Scholars propose six theories on authorship:

(a) Hermas was the individual greeted by Paul in Romans 16:14. (b) He was a contemporary of Clement of Rome (c. 92–101), supported by internal evidence. (c) He was the brother of Pope Pius I (c. 140), per the Muratorian Canon. (d) The work was composed in stages by multiple authors between Trajan (c. 112) and Pius (140). (e) Hermas was a pseudonym to lend authority. (f) A spurious claim in the Ethiopic version ascribes authorship to Paul himself.

The second theory, combined with the first, remains most plausible. Hermas refers to Clement as his contemporary, and writes as an aged man. The text reveals that he had suffered familial disgrace, business failure, and spiritual awakening. He had once been a slave, sold to a Christian woman named Rhoda in Rome. His Greek style suggests a Gentile or Hellenized Jew, possibly Egyptian in background. His theology and silence on the Old Testament lean toward Gentile origin.

The book lacks hierarchical terminology and reflects a fluid ecclesial structure where presbyters and bishops are indistinct. The Roman Church, while seen as corrupt, is still redeemable. The esteem in which Hermas was held by Irenaeus and others confirms its early composition.

VII. Authority and Reception

No post-apostolic Christian work has experienced such a dramatic shift in reputation. In the early centuries, The Shepherd was revered as divinely inspired. It was read in churches, quoted by Irenaeus as Scripture, and appended to the Codex Sinaiticus. The Alexandrian fathers, with their mystical bent, praised it unreservedly.
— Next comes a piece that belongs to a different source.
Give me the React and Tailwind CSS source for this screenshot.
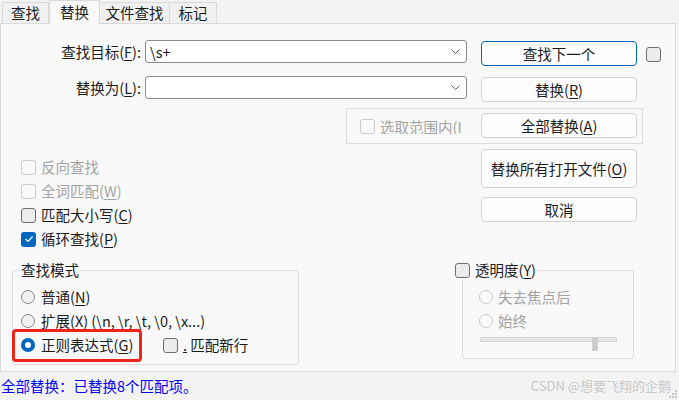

Yet by the fourth century, Eusebius categorized it as spurious, though orthodox; Athanasius relegated it to catechetical reading. In the Latin West, it never achieved similar stature. The Muratorian Canon deemed it apocryphal. Tertullian, now a Montanist, mocked it as the “Pastor of adulterers” for its leniency on second marriages. Jerome oscillated in his judgment, sometimes respectful, sometimes dismissive. Ambrose and Augustine ignored it altogether. Pope Gelasius condemned it in his canonical decree (c. 500), and it vanished from ecclesiastical reading until the nineteenth-century rediscovery of its Greek text.

VIII. Later Judgments

Modern scholars have offered starkly contrasting appraisals:

  • Mosheim derided the celestial dialogues of Hermas as more inane than contemporary barbershop chatter.
  • Niebuhr, as quoted by Bunsen, pitied the Christians forced to hear such readings in public worship.
  • Bunsen considered it a well-meant but clumsy religious romance.

Conversely:

  • Irvingite scholars (e.g., Thiersch and Gaâb) defended its visionary authenticity.
  • Westcott praised its value in illustrating early Judaizing influences.
  • Donaldson saw it as the first Christian text to direct the soul toward God, emphasizing moral conversion.
  • George A. Jackson expressed near admiration for the book, given the moral degradation it confronted.
  • Hoole likened its rough beauty to the naive piety of catacomb art.
  • Salmon compared Hermas to Savonarola: a lay prophet grieved by a corrupt church, warning of judgment, yet hopeful of repentance.

Hermas may no longer inspire devotion, but as a mirror of early Christian conscience, it still speaks to the moral imagination of the Church.